Oh, what a beautiful post. You have a wonderful (!!!) blog. It's a treat to read such a good writer. The whole world should discover you.
I think if you change your settings for comments to "Full page" instead of "Imbedded below post", you might have even MORE commenters. People have difficulty with "Imbedded below post".
What a wonderful Christmas story. Do you realize Christmas is only 3-1/2 months away? I am still a little kid at Christmas, and the munchkins and I always log onto the NORAD Santa Tracking Website.
Cheers!
Jo
What a lovely thing to say, and, as you see, I took your advice. I had no idea that might make a difference. Thank you so much for your praise.
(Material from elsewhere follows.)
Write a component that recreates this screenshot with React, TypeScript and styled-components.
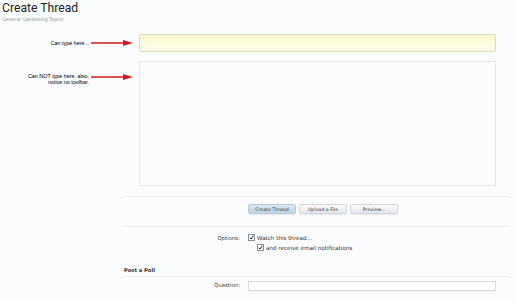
import React from "react";
import styled, { createGlobalStyle } from "styled-components";

const GlobalStyle = createGlobalStyle`
  html, body {
    margin: 0;
    padding: 0;
    background: #fbfcfd;
  }
  body {
    font-family: "DejaVu Sans", Verdana, sans-serif;
    color: #333;
  }
`;

const Arrow = () => (
  <svg width="42" height="6" viewBox="0 0 42 6">
    <line x1="0" y1="3" x2="34" y2="3" stroke="#d01818" strokeWidth="1.6" />
    <polygon points="32,0 42,3 32,6" fill="#d01818" />
  </svg>
);

const Check = () => (
  <svg width="5" height="5" viewBox="0 0 10 10">
    <path d="M1.5 5.5 L4 8 L8.5 1.5" stroke="#222" strokeWidth="2" fill="none" />
  </svg>
);

const App = (): React.ReactElement => {
  return (
    <>
      <GlobalStyle />
      <Page>
        <Header>
          <Title>Create Thread</Title>
          <Crumb>General Gardening Topics</Crumb>
        </Header>

        <Row $label={139} $top={0}>
          <Note>
            <NoteText>Can type here...</NoteText>
            <Arrow />
          </Note>
          <TitleInput />
        </Row>

        <Row $label={139} $top={9}>
          <Note $alignTop={12}>
            <NoteText>
              Can NOT type here, also,
              <br />
              notice no toolbar.
            </NoteText>
            <Arrow />
          </Note>
          <Editor />
        </Row>

        <Divider $top={10} />

        <Row $label={248} $top={7}>
          <span />
          <Buttons>
            <Button $primary>Create Thread</Button>
            <Button>Upload a File</Button>
            <Button>Preview...</Button>
          </Buttons>
        </Row>

        <Divider $top={12} />

        <Row $label={248} $top={7}>
          <Label>Options:</Label>
          <Checks>
            <CheckLine>
              <Box><Check /></Box>
              Watch this thread...
            </CheckLine>
            <CheckLine $indent>
              <Box><Check /></Box>
              and receive email notifications
            </CheckLine>
          </Checks>
        </Row>

        <SectionTitle>Post a Poll</SectionTitle>

        <Row $label={248} $top={4}>
          <Label>Question:</Label>
          <QuestionInput />
        </Row>
      </Page>
    </>
  );
};

const Page = styled.div`
  width: 515px;
  height: 300px;
  overflow: hidden;
  display: flex;
  flex-direction: column;
`;

const Header = styled.div`
  padding: 0 0 0 2px;
  height: 34px;
  box-sizing: border-box;
`;

const Title = styled.h1`
  margin: 0;
  font-family: Roboto, "Open Sans", sans-serif;
  font-weight: 400;
  font-size: 12.2px;
  line-height: 16px;
  color: #222;
`;

const Crumb = styled.div`
  font-size: 4.8px;
  color: #8a9097;
  margin-top: 1px;
`;

const Row = styled.div<{ $label: number; $top: number }>`
  display: grid;
  grid-template-columns: ${(p) => p.$label}px 1fr;
  margin-top: ${(p) => p.$top}px;
`;

const Note = styled.div<{ $alignTop?: number }>`
  display: flex;
  align-items: flex-start;
  justify-content: flex-end;
  gap: 2px;
  padding-right: 6px;
  padding-top: ${(p) => p.$alignTop ?? 6}px;
  svg {
    flex-shrink: 0;
    margin-top: ${(p) => (p.$alignTop ? 1 : 0)}px;
  }
`;

const NoteText = styled.div`
  font-family: "Liberation Sans", Arial, sans-serif;
  font-size: 5.4px;
  line-height: 6px;
  color: #111;
  text-align: right;
  text-shadow: 0 0 1px rgba(0, 0, 0, 0.15);
`;

const TitleInput = styled.div`
  width: 357px;
  height: 18px;
  box-sizing: border-box;
  border: 1px solid #d9dcb8;
  border-radius: 2px;
  background: linear-gradient(#fbfbd2, #fdfde9);
`;

const Editor = styled.div`
  width: 357px;
  height: 125px;
  box-sizing: border-box;
  border: 1px solid #e3e9ee;
  background: #fbfcfd;
`;

const Divider = styled.div<{ $top: number }>`
  margin: ${(p) => p.$top}px 7px 0 124px;
  height: 1px;
  background: #e8eef2;
`;

const Buttons = styled.div`
  display: flex;
  gap: 3px;
`;

const Button = styled.div<{ $primary?: boolean }>`
  width: 48px;
  height: 10px;
  box-sizing: border-box;
  display: flex;
  align-items: center;
  justify-content: center;
  font-size: 4.7px;
  color: #333;
  border-radius: 2px;
  border: 1px solid ${(p) => (p.$primary ? "#b7cad8" : "#d2d6da")};
  background: ${(p) =>
    p.$primary
      ? "linear-gradient(#dde9f2, #bcd3e3)"
      : "linear-gradient(#fbfbfc, #e3e6e9)"};
  box-shadow: 0 1px 1px rgba(0, 0, 0, 0.08);
`;

const Label = styled.div`
  font-size: 5.4px;
  color: #444;
  text-align: right;
  padding-right: 8px;
  padding-top: 1px;
`;

const Checks = styled.div`
  display: flex;
  flex-direction: column;
  gap: 3px;
`;

const CheckLine = styled.div<{ $indent?: boolean }>`
  display: flex;
  align-items: center;
  gap: 2px;
  font-size: 5.6px;
  color: #333;
  margin-left: ${(p) => (p.$indent ? 9 : 0)}px;
`;

const Box = styled.span`
  width: 7px;
  height: 7px;
  box-sizing: border-box;
  border: 1px solid #8a9098;
  background: #fff;
  display: flex;
  align-items: center;
  justify-content: center;
`;

const SectionTitle = styled.div`
  margin: 16px 7px 0 124px;
  padding-bottom: 3px;
  border-bottom: 1px solid #e8eef2;
  font-size: 5.2px;
  font-weight: bold;
  color: #333;
`;

const QuestionInput = styled.div`
  width: 248px;
  height: 10px;
  box-sizing: border-box;
  border: 1px solid #d5d9dd;
  border-radius: 1px;
  background: #fff;
`;

export default App;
It came at a particularly opportune time today, because the pain is making writing incredibly difficult for me today. People are so supportive, it seems to me, in blogspot. Anyone else agree? I have not seen trolls in here.
I am so glad to "meet" you and want to thank you for your comments and for bringing me here.
Your writing is fantastic, what a beautiful story you told. I am going to read several of your entries back.
I am so glad that you felt so strongly about Sharon Olds. Yes, you understand, just like me. Your very generous words, coming from a writer like you, touched me a lot.
Your sister sounds loving and special. I really liked your Santa story. It sounds like a cute Christmas story on television.
I agree with keeping some things private. This is a really great way to make friends and vent, but is is very public.